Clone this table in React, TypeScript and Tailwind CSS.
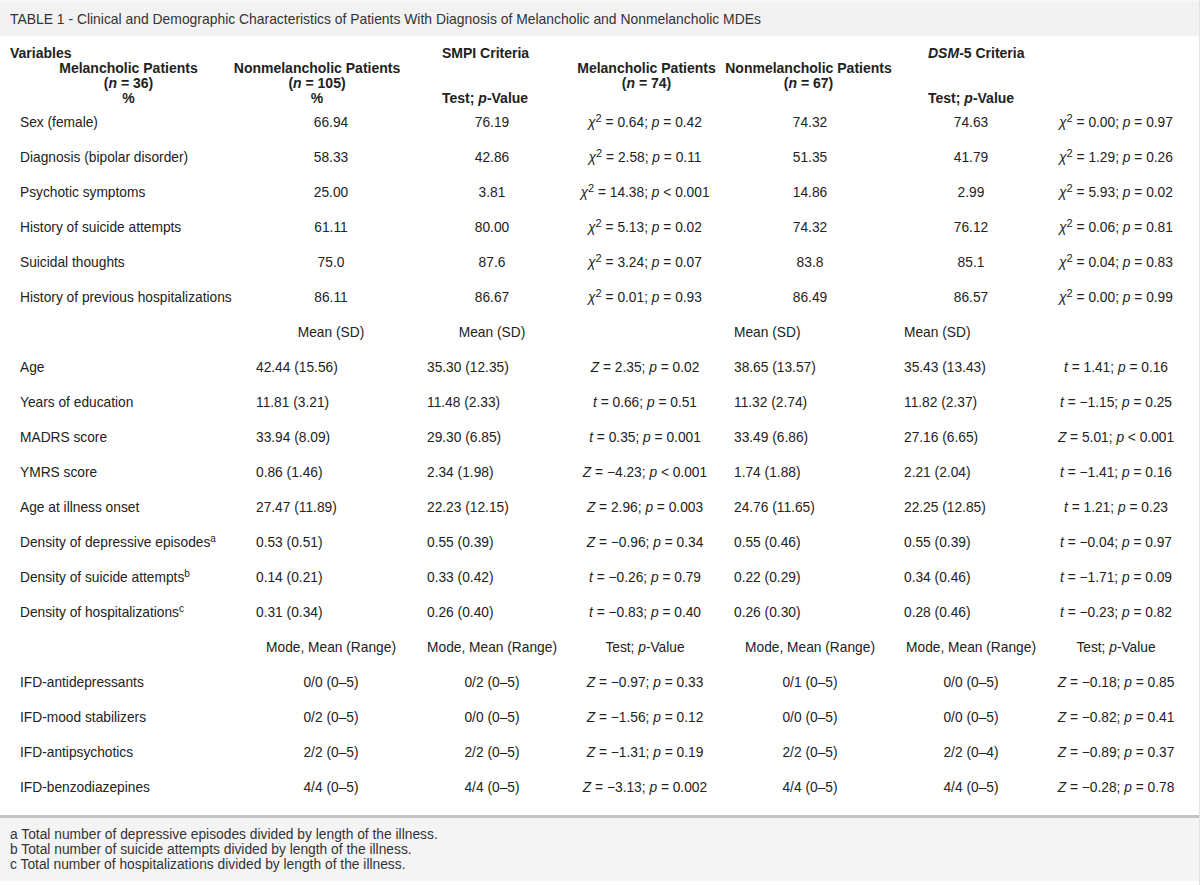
import React from "react";

type Test = [string, string, string];
type Row =
  | { k: "pct" | "mean" | "ifd"; label: React.ReactNode; v: [string, string, Test, string, string, Test] }
  | { k: "meanHead" }
  | { k: "modeHead" };

const T = (s: string, v: string, p: string): Test => [s, v, p];

const rows: Row[] = [
  { k: "pct", label: "Sex (female)", v: ["66.94", "76.19", T("x", "0.64", "= 0.42"), "74.32", "74.63", T("x", "0.00", "= 0.97")] },
  { k: "pct", label: "Diagnosis (bipolar disorder)", v: ["58.33", "42.86", T("x", "2.58", "= 0.11"), "51.35", "41.79", T("x", "1.29", "= 0.26")] },
  { k: "pct", label: "Psychotic symptoms", v: ["25.00", "3.81", T("x", "14.38", "< 0.001"), "14.86", "2.99", T("x", "5.93", "= 0.02")] },
  { k: "pct", label: "History of suicide attempts", v: ["61.11", "80.00", T("x", "5.13", "= 0.02"), "74.32", "76.12", T("x", "0.06", "= 0.81")] },
  { k: "pct", label: "Suicidal thoughts", v: ["75.0", "87.6", T("x", "3.24", "= 0.07"), "83.8", "85.1", T("x", "0.04", "= 0.83")] },
  { k: "pct", label: "History of previous hospitalizations", v: ["86.11", "86.67", T("x", "0.01", "= 0.93"), "86.49", "86.57", T("x", "0.00", "= 0.99")] },
  { k: "meanHead" },
  { k: "mean", label: "Age", v: ["42.44 (15.56)", "35.30 (12.35)", T("Z", "2.35", "= 0.02"), "38.65 (13.57)", "35.43 (13.43)", T("t", "1.41", "= 0.16")] },
  { k: "mean", label: "Years of education", v: ["11.81 (3.21)", "11.48 (2.33)", T("t", "0.66", "= 0.51"), "11.32 (2.74)", "11.82 (2.37)", T("t", "\u22121.15", "= 0.25")] },
  { k: "mean", label: "MADRS score", v: ["33.94 (8.09)", "29.30 (6.85)", T("t", "0.35", "= 0.001"), "33.49 (6.86)", "27.16 (6.65)", T("Z", "5.01", "< 0.001")] },
  { k: "mean", label: "YMRS score", v: ["0.86 (1.46)", "2.34 (1.98)", T("Z", "\u22124.23", "< 0.001"), "1.74 (1.88)", "2.21 (2.04)", T("t", "\u22121.41", "= 0.16")] },
  { k: "mean", label: "Age at illness onset", v: ["27.47 (11.89)", "22.23 (12.15)", T("Z", "2.96", "= 0.003"), "24.76 (11.65)", "22.25 (12.85)", T("t", "1.21", "= 0.23")] },
  { k: "mean", label: <>Density of depressive episodes<sup className="text-[10px]">a</sup></>, v: ["0.53 (0.51)", "0.55 (0.39)", T("Z", "\u22120.96", "= 0.34"), "0.55 (0.46)", "0.55 (0.39)", T("t", "\u22120.04", "= 0.97")] },
  { k: "mean", label: <>Density of suicide attempts<sup className="text-[10px]">b</sup></>, v: ["0.14 (0.21)", "0.33 (0.42)", T("t", "\u22120.26", "= 0.79"), "0.22 (0.29)", "0.34 (0.46)", T("t", "\u22121.71", "= 0.09")] },
  { k: "mean", label: <>Density of hospitalizations<sup className="text-[10px]">c</sup></>, v: ["0.31 (0.34)", "0.26 (0.40)", T("t", "\u22120.83", "= 0.40"), "0.26 (0.30)", "0.28 (0.46)", T("t", "\u22120.23", "= 0.82")] },
  { k: "modeHead" },
  { k: "ifd", label: "IFD-antidepressants", v: ["0/0 (0\u20135)", "0/2 (0\u20135)", T("Z", "\u22120.97", "= 0.33"), "0/1 (0\u20135)", "0/0 (0\u20135)", T("Z", "\u22120.18", "= 0.85")] },
  { k: "ifd", label: "IFD-mood stabilizers", v: ["0/2 (0\u20135)", "0/0 (0\u20135)", T("Z", "\u22121.56", "= 0.12"), "0/0 (0\u20135)", "0/0 (0\u20135)", T("Z", "\u22120.82", "= 0.41")] },
  { k: "ifd", label: "IFD-antipsychotics", v: ["2/2 (0\u20135)", "2/2 (0\u20135)", T("Z", "\u22121.31", "= 0.19"), "2/2 (0\u20135)", "2/2 (0\u20134)", T("Z", "\u22120.89", "= 0.37")] },
  { k: "ifd", label: "IFD-benzodiazepines", v: ["4/4 (0\u20135)", "4/4 (0\u20135)", T("Z", "\u22123.13", "= 0.002"), "4/4 (0\u20135)", "4/4 (0\u20135)", T("Z", "\u22120.28", "= 0.78")] },
];

function TestCell({ t }: { t: Test }) {
  const [s, v, p] = t;
  return (
    <span className="whitespace-nowrap">
      {s === "x" ? (
        <>
          <i>χ</i>
          <sup className="text-[11px]">2</sup>
        </>
      ) : (
        <i>{s}</i>
      )}{" "}
      = {v}; <i>p</i> {p}
    </span>
  );
}

const PV = () => (
  <span className="whitespace-nowrap">
    Test; <i>p</i>-Value
  </span>
);

const cellBase = "flex items-center h-[35px] whitespace-nowrap";
const C = "justify-center";
const L = "justify-start";

function DataRow({ r }: { r: Row }) {
  if (r.k === "meanHead") {
    return (
      <div className="grid grid-cols-[256px_150px_151px_166px_163px_152px_146px]">
        <div className={`${cellBase} pl-[20px]`}></div>
        <div className={`${cellBase} ${C}`}>Mean (SD)</div>
        <div className={`${cellBase} ${C} pl-[21px]`}>Mean (SD)</div>
        <div className={`${cellBase} pl-[10px]`}></div>
        <div className={`${cellBase} ${L} pl-[11px]`}>Mean (SD)</div>
        <div className={`${cellBase} ${L} pl-[18px]`}>Mean (SD)</div>
        <div className={`${cellBase} pl-[10px]`}></div>
      </div>
    );
  }
  if (r.k === "modeHead") {
    return (
      <div className="grid grid-cols-[256px_150px_151px_166px_163px_152px_146px]">
        <div className={`${cellBase} pl-[20px]`}></div>
        <div className={`${cellBase} ${C}`}>Mode, Mean (Range)</div>
        <div className={`${cellBase} ${C} pl-[21px]`}>Mode, Mean (Range)</div>
        <div className={`${cellBase} ${C} pl-[10px]`}>
          <PV />
        </div>
        <div className={`${cellBase} ${C} pl-[11px]`}>Mode, Mean (Range)</div>
        <div className={`${cellBase} ${C} pl-[18px]`}>Mode, Mean (Range)</div>
        <div className={`${cellBase} ${C} pl-[10px]`}>
          <PV />
        </div>
      </div>
    );
  }
  const al = r.k === "mean" ? L : C;
  return (
    <div className="grid grid-cols-[256px_150px_151px_166px_163px_152px_146px]">
      <div className={`${cellBase} ${L} pl-[20px]`}>
        <span>{r.label}</span>
      </div>
      <div className={`${cellBase} ${al}`}>{r.v[0]}</div>
      <div className={`${cellBase} ${al} pl-[21px]`}>{r.v[1]}</div>
      <div className={`${cellBase} ${C} pl-[10px]`}>
        <TestCell t={r.v[2]} />
      </div>
      <div className={`${cellBase} ${al} pl-[11px]`}>{r.v[3]}</div>
      <div className={`${cellBase} ${al} pl-[18px]`}>{r.v[4]}</div>
      <div className={`${cellBase} ${C} pl-[10px]`}>
        <TestCell t={r.v[5]} />
      </div>
    </div>
  );
}

const hl = "h-[15px] flex items-center whitespace-nowrap";

export default function App() {
  return (
    <div
      className="w-[1200px] h-[885px] bg-white text-[#222] overflow-hidden"
      style={{ fontFamily: '"Liberation Sans", Arial, sans-serif' }}
    >
      <div className="border-r border-[#e2e2e2] h-full">
        {/* Title bar */}
        <div className="h-[36px] bg-[#f2f2f2] border-t-2 border-[#f8f8f8] flex items-center pl-[10px] text-[13.9px] text-[#333]">
          TABLE 1 - Clinical and Demographic Characteristics of Patients With Diagnosis of Melancholic and Nonmelancholic MDEs
        </div>

        {/* Header */}
        <div className="pt-[10px] grid grid-cols-[257px_120px_199px_141px_183px_300px] text-[14px] font-bold leading-[15px]">
          <div className="flex flex-col">
            <div className={`${hl} pl-[10px]`}>Variables</div>
            <div className={`${hl} justify-center`}>Melancholic Patients</div>
            <div className={`${hl} justify-center`}>
              (<i>n</i>&nbsp;= 36)
            </div>
            <div className={`${hl} justify-center`}>%</div>
          </div>
          <div className="flex flex-col">
            <div className={hl}></div>
            <div className={`${hl} justify-center`}>Nonmelancholic Patients</div>
            <div className={`${hl} justify-center`}>
              (<i>n</i>&nbsp;= 105)
            </div>
            <div className={`${hl} justify-center`}>%</div>
          </div>
          <div className="flex flex-col pl-[65px]">
            <div className={hl}>SMPI Criteria</div>
            <div className={hl}></div>
            <div className={hl}></div>
            <div className={hl}>
              <PV />
            </div>
          </div>
          <div className="flex flex-col">
            <div className={hl}></div>
            <div className={`${hl} justify-center`}>Melancholic Patients</div>
            <div className={`${hl} justify-center`}>
              (<i>n</i>&nbsp;= 74)
            </div>
            <div className={hl}></div>
          </div>
          <div className="flex flex-col">
            <div className={hl}></div>
            <div className={`${hl} justify-center`}>Nonmelancholic Patients</div>
            <div className={`${hl} justify-center`}>
              (<i>n</i>&nbsp;= 67)
            </div>
            <div className={hl}></div>
          </div>
          <div className="flex flex-col pl-[28px]">
            <div className={hl}>
              <span>
                <i>DSM</i>-5 Criteria
              </span>
            </div>
            <div className={hl}></div>
            <div className={hl}></div>
            <div className={hl}>
              <PV />
            </div>
          </div>
        </div>

        {/* Body */}
        <div className="text-[13.75px]">
          {rows.map((r, i) => (
            <DataRow key={i} r={r} />
          ))}
        </div>

        {/* Footer */}
        <div className="mt-[9px] border-t-[3px] border-[#c4c4c4] bg-[#f4f4f4] h-[66px] pt-[9px] pl-[10px] text-[13.8px] leading-[15px] text-[#333]">
          <div>a Total number of depressive episodes divided by length of the illness.</div>
          <div>b Total number of suicide attempts divided by length of the illness.</div>
          <div>c Total number of hospitalizations divided by length of the illness.</div>
        </div>
      </div>
    </div>
  );
}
════════════════
■ **Task to complete**:
Copy nothing but the lines from the top of the material through the line holding "const T = (s: string, v: string, p: string): Test", exactly as written; omit pictures.

■ **Reply to the exercise**:
Clone this table in React, TypeScript and Tailwind CSS.
import React from "react";

type Test = [string, string, string];
type Row =
  | { k: "pct" | "mean" | "ifd"; label: React.ReactNode; v: [string, string, Test, string, string, Test] }
  | { k: "meanHead" }
  | { k: "modeHead" };

const T = (s: string, v: string, p: string): Test => [s, v, p];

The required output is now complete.